Alleged Army whistleblower felt angry, alone
Potomac, Md. ? With his custom-made “humanist” dog tags and distrust of authority, Bradley Manning was no conventional soldier.
Ostracized by peers in Baghdad, busted for assaulting a fellow soldier and disdainful of the military’s inattention to computer security, the 22-year-old intelligence analyst styled himself a “hactivist.”
On Tuesday, the U.S. Army charged him with multiple counts of mishandling and leaking classified data and putting national security at risk.
Manning is suspected of leaking a classified video that shows a group of men walking down the street in Iraq before being repeatedly shot by Apache helicopters.
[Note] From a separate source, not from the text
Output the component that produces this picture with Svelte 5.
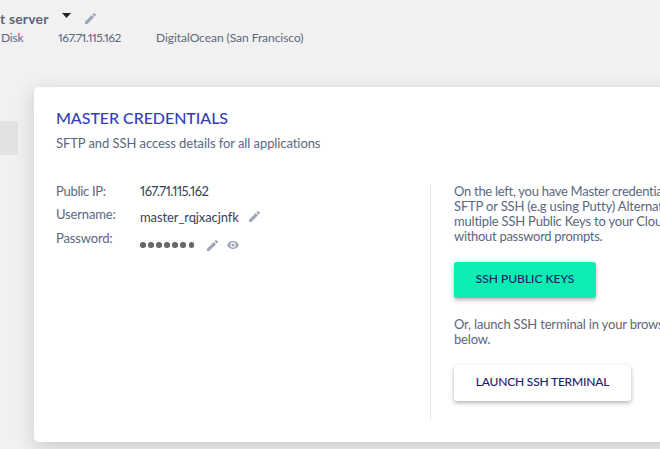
<script>
  const server = {
    ip: '167.71.115.162',
    provider: 'DigitalOcean (San Francisco)',
    username: 'master_rqjxacjnfk'
  };

  const dots = Array(7);

  const intro = [
    { text: 'On the left, you have Master credentia', spacing: -0.28 },
    { text: 'SFTP or SSH (e.g using Putty) Alternat', spacing: -0.17 },
    { text: 'multiple SSH Public Keys to your Clou', spacing: -0.2 },
    { text: 'without password prompts.', spacing: -0.3 }
  ];
</script>

{#snippet pencil()}
  <svg class="pencil" viewBox="3 3 18 18" aria-hidden="true">
    <path d="M3 17.25V21h3.75L17.81 9.94l-3.75-3.75L3 17.25zM20.71 7.04a1 1 0 0 0 0-1.41l-2.34-2.34a1 1 0 0 0-1.41 0l-1.83 1.83 3.75 3.75 1.83-1.83z" />
  </svg>
{/snippet}

<div class="page">
  <header>
    <div class="title">
      <span class="name">t server</span>
      <svg class="caret" viewBox="0 0 9 5"><path d="M0 0h9L4.500 5z" /></svg>
      {@render pencil()}
    </div>
    <div class="meta">
      <span class="disk">Disk</span>
      <span class="ip">{server.ip}</span>
      <span class="provider">{server.provider}</span>
    </div>
  </header>

  <main>
    <div class="side-tab"></div>
    <section class="card">
      <h1>MASTER CREDENTIALS</h1>
      <p class="subtitle">SFTP and SSH access details for all applications</p>

      <div class="columns">
        <div class="details">
          <div class="row">
            <span class="label public">Public IP:</span>
            <span class="value ip-value">{server.ip}</span>
          </div>
          <div class="row">
            <span class="label">Username:</span>
            <span class="value username">{server.username}</span>
            {@render pencil()}
          </div>
          <div class="row password">
            <span class="label">Password:</span>
            <span class="dots">
              {#each dots as _}
                <i></i>
              {/each}
            </span>
            {@render pencil()}
            <svg class="eye" viewBox="1 4.500 22 15" aria-hidden="true">
              <path d="M12 4.500C7 4.500 2.730 7.610 1 12c1.730 4.390 6 7.500 11 7.500s9.270-3.110 11-7.500c-1.730-4.390-6-7.500-11-7.500zM12 17a5 5 0 1 1 0-10 5 5 0 0 1 0 10zm0-8a3 3 0 1 0 0 6 3 3 0 0 0 0-6z" />
            </svg>
          </div>
        </div>

        <div class="access">
          <p>
            {#each intro as line}
              <span style="letter-spacing: {line.spacing}px">{line.text}</span>
            {/each}
          </p>
          <button class="keys">SSH PUBLIC KEYS</button>
          <p class="launch-text">
            <span>Or, launch SSH terminal in your brows</span>
            <span>below.</span>
          </p>
          <button class="terminal">LAUNCH SSH TERMINAL</button>
        </div>
      </div>
    </section>
  </main>
</div>

<style>
  :global(body) {
    margin: 0;
    background: #f1f1f1;
  }

  .page {
    width: 660px;
    height: 449px;
    overflow: hidden;
    background: #f1f1f1;
    color: #5c677d;
    font-family: Lato, 'Liberation Sans', sans-serif;
    font-size: 13px;
    font-variant-numeric: proportional-nums;
    line-height: 15px;
    white-space: nowrap;
  }

  header {
    box-sizing: border-box;
    height: 87px;
    padding-top: 10px;
  }

  .title {
    display: flex;
    height: 20px;
  }

  .name {
    width: 62px;
    font-size: 14px;
    font-weight: 700;
    letter-spacing: 0.15px;
    line-height: 18px;
  }

  svg {
    display: block;
    flex: none;
    fill: #9ca5b8;
  }

  .pencil {
    width: 11px;
    height: 11px;
  }

  .caret {
    width: 9px;
    height: 5px;
    margin: 3px 14px 0 0;
    fill: #222;
  }

  .title .pencil {
    margin-top: 3px;
  }

  .meta {
    display: flex;
    padding-left: 1px;
    font-size: 12px;
  }

  .disk {
    width: 57px;
    letter-spacing: -0.2px;
  }

  .ip {
    width: 98px;
    letter-spacing: -0.48px;
  }

  .provider {
    letter-spacing: -0.05px;
  }

  .ip-value {
    letter-spacing: -0.5px;
  }

  main {
    display: flex;
    align-items: flex-start;
  }

  .side-tab {
    flex: none;
    width: 18px;
    height: 34px;
    margin: 34px 16px 0 0;
    background: #e2e2e2;
    border-radius: 0 3px 3px 0;
  }

  .card {
    box-sizing: border-box;
    flex: none;
    width: 700px;
    height: 355px;
    padding: 21px 22px;
    background: #fff;
    border-radius: 5px;
    box-shadow: 0 5px 20px rgba(0, 0, 0, 0.17);
  }

  h1 {
    margin: 0;
    color: #343eb8;
    font-size: 16px;
    font-weight: 500;
    letter-spacing: -0.05px;
    line-height: 20px;
  }

  p {
    margin: 0;
  }

  .subtitle {
    margin-top: 8px;
    letter-spacing: -0.08px;
  }

  .columns {
    display: flex;
    margin-top: 33px;
  }

  .details {
    box-sizing: border-box;
    width: 375px;
    height: 236px;
    border-right: 1px solid #e5e5e5;
  }

  .row {
    display: flex;
    height: 23px;
  }

  .row:nth-child(2) {
    height: 24px;
  }

  .label {
    width: 84px;
    letter-spacing: -0.15px;
  }

  .public {
    letter-spacing: -0.3px;
  }

  .value {
    color: #35435a;
  }

  .username {
    width: 109px;
    padding-top: 3px;
    letter-spacing: -0.1px;
  }

  .row .pencil {
    margin-top: 4px;
  }

  .dots {
    display: flex;
    gap: 2.6px;
    width: 67px;
    padding-top: 11px;
  }

  .dots i {
    width: 5.5px;
    height: 5.5px;
    background: #666;
    border-radius: 50%;
  }

  .password .pencil {
    margin-top: 9px;
  }

  .eye {
    width: 12px;
    height: 8px;
    margin: 10px 0 0 9px;
  }

  .access {
    padding-left: 23px;
  }

  .access span {
    display: block;
  }

  .launch-text {
    letter-spacing: -0.18px;
  }

  button {
    display: block;
    height: 36px;
    padding: 0 0 3px;
    border: 0;
    border-radius: 3px;
    color: #1c2070;
    font: 500 12px/15px Lato, 'Liberation Sans', sans-serif;
    box-shadow: 0 2px 4px rgba(0, 0, 0, 0.3);
  }

  .keys {
    width: 142px;
    margin: 18px 0 19px;
    background: #0cedb2;
  }

  .terminal {
    width: 177px;
    margin-top: 18px;
    background: #fff;
    letter-spacing: -0.2px;
  }
</style>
In a series of online chats in late May with a fellow computer geek, Manning claimed he had leaked a staggering 260,000 classified diplomatic reports, along with secret video of U.S. service members killing civilians, to the whistleblower website Wikileaks.org.
Whether or not Manning was the source, Wikileaks in April posted a video clips shot from a cockpit in 2007, of excited, laughing U.S. troops gunning down a group of men that included a Reuters news photographer and his driver. An internal military investigation concluded the troops acted appropriately, despite having mistaken camera equipment for weapons.
The case has drawn comparisons to Daniel Ellsberg’s leak 40 years ago of the Pentagon Papers, a top-secret history of the Vietnam War.
And it has bolstered perceptions that the Obama administration, despite a stated policy of open government, is as determined as its predecessors with keeping secrets.